PARTY TIME: Midland Park has shown that success is not always measured in wins and losses. The Panthers are 4-11-1 but coach Jeff Hackett called the season an “awesome experience.”

“This team has really bonded,” Hackett said. “They’ve all turned into varsity athletes. They’ve got a great work ethic and everyone has bought into the idea of trying to get better every day.”

Hackett said his team “set a school record for the most pasta parties before matches … I think eight.” On the court, the girls developed a desire to win.

This year’s lineup includes singles players Natalie Borzone, Maggie Hagerty and Kate Leonard and doubles pairs of Georgia Catanese/Jackie Lelinho and Jessica Gryczko/Shannon Burger.

HORNET COMMANDER: One week after summer practice was scheduled to start, Passaic Valley still didn’t have a coach.

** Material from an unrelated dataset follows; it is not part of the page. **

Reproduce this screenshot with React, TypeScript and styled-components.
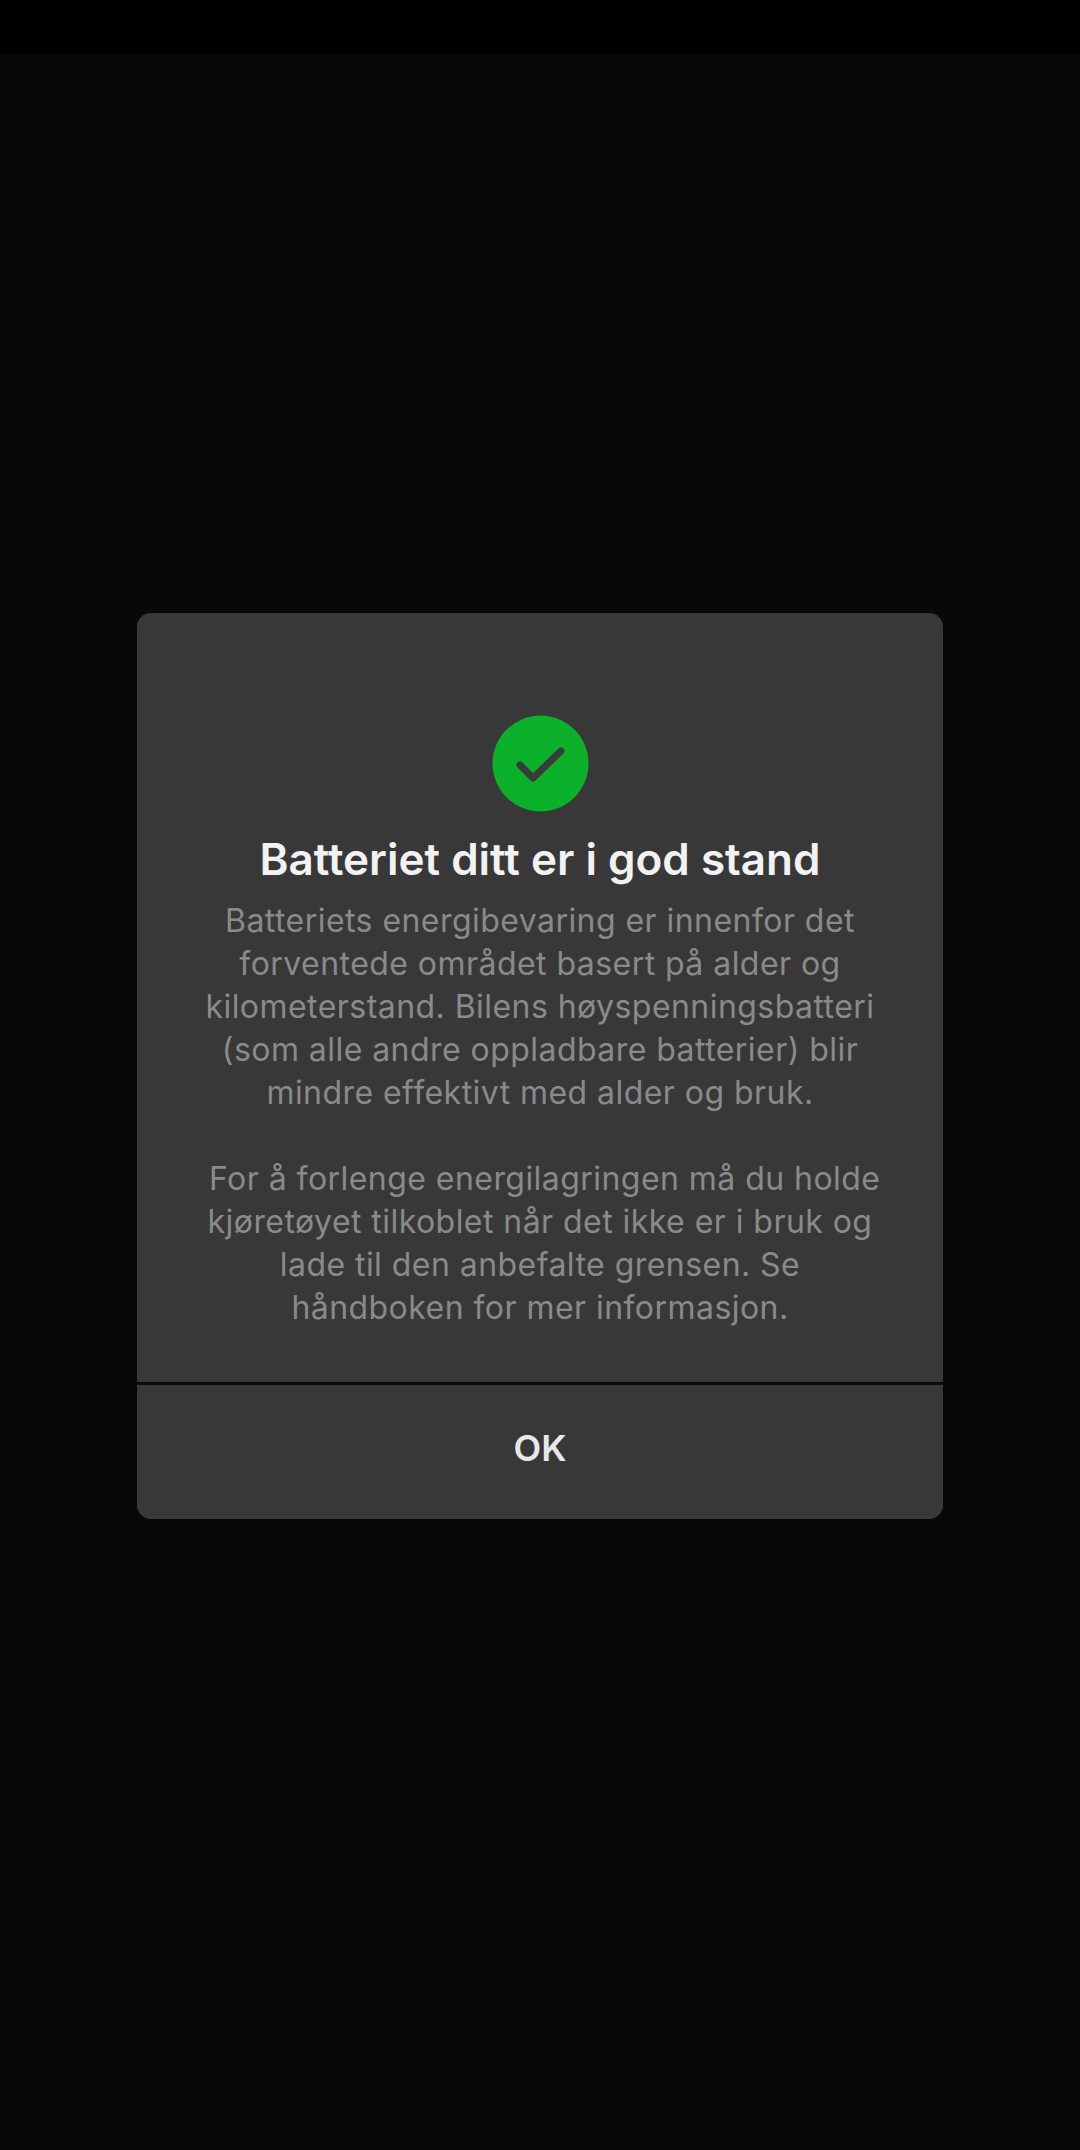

Despite having no coaching background in the sport, Jim Holsworth stepped in to fill the void. He started from scratch with a young and inexperienced squad, teaching his girls the basics and rules and then moving on from there.

“At the start, it was mostly about teaching them how to be part of a team, how to commit to a sport and how to compete at the varsity level,” Holsworth said. “That was the biggest thing. Once they got that down, we could move on to the game of tennis.”

Three of Holsworth’s starters never played before this season and his top eight girls include two juniors and six sophomores.

The Hornets’ lineup is made up of singles players Ekaterina Lavrenov, Anna Hosri and Grace Rose and doubles players Cat Ferguson, Angie Dulak, JoAnn Roncone, Nanci Mercuri and Christina Folan.

“The girls are learning and hopefully they’ll keep getting better as we move forward,” Holsworth said.